## [Stored data]
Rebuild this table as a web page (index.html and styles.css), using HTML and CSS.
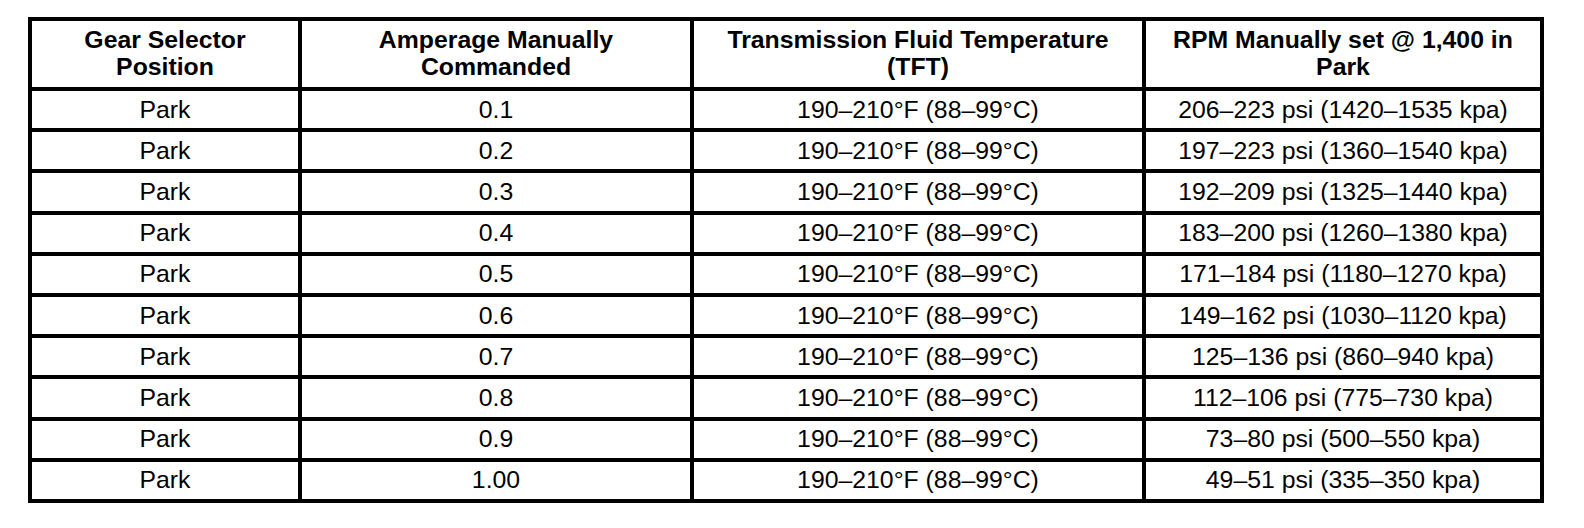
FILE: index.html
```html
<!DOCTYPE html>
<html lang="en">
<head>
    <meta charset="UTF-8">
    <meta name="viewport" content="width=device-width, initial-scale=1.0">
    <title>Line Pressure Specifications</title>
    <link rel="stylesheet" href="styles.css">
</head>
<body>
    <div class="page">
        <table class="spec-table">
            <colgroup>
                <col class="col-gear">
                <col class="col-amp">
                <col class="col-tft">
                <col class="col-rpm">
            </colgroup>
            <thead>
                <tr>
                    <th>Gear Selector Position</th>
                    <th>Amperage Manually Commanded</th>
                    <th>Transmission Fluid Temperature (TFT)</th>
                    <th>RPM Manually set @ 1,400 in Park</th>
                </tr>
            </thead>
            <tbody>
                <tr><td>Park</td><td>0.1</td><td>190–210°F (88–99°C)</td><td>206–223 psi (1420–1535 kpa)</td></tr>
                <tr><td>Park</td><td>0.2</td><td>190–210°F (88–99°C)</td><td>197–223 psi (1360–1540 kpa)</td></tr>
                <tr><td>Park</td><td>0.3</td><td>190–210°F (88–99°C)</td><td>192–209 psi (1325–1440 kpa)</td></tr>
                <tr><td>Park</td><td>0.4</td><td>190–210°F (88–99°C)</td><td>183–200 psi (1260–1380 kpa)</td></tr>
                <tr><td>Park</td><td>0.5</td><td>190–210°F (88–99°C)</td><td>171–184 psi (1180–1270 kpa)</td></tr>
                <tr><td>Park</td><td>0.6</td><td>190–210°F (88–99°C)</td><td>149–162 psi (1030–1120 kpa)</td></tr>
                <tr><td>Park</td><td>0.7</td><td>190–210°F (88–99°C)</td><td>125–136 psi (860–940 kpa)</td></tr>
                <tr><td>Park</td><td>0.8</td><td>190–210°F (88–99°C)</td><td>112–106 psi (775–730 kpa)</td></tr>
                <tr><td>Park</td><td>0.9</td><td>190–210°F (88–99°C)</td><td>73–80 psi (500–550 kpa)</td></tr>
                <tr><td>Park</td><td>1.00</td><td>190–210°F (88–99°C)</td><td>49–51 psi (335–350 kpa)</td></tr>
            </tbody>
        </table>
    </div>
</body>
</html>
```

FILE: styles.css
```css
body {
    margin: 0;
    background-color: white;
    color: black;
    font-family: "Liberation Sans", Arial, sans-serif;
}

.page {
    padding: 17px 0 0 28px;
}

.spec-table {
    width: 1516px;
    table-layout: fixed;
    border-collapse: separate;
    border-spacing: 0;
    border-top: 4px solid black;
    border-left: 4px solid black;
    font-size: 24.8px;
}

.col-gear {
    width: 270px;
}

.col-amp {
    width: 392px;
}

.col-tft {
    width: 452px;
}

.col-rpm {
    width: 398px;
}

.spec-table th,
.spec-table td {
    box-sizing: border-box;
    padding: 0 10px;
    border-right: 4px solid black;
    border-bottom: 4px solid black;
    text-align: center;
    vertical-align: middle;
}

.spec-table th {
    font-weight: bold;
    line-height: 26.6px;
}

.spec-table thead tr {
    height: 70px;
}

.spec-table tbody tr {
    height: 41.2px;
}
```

## [Given problem]
Within the material above, find the lines that contain the word "index"; copy them.

## [Response for this exercise]
Rebuild this table as a web page (index.html and styles.css), using HTML and CSS.
FILE: index.html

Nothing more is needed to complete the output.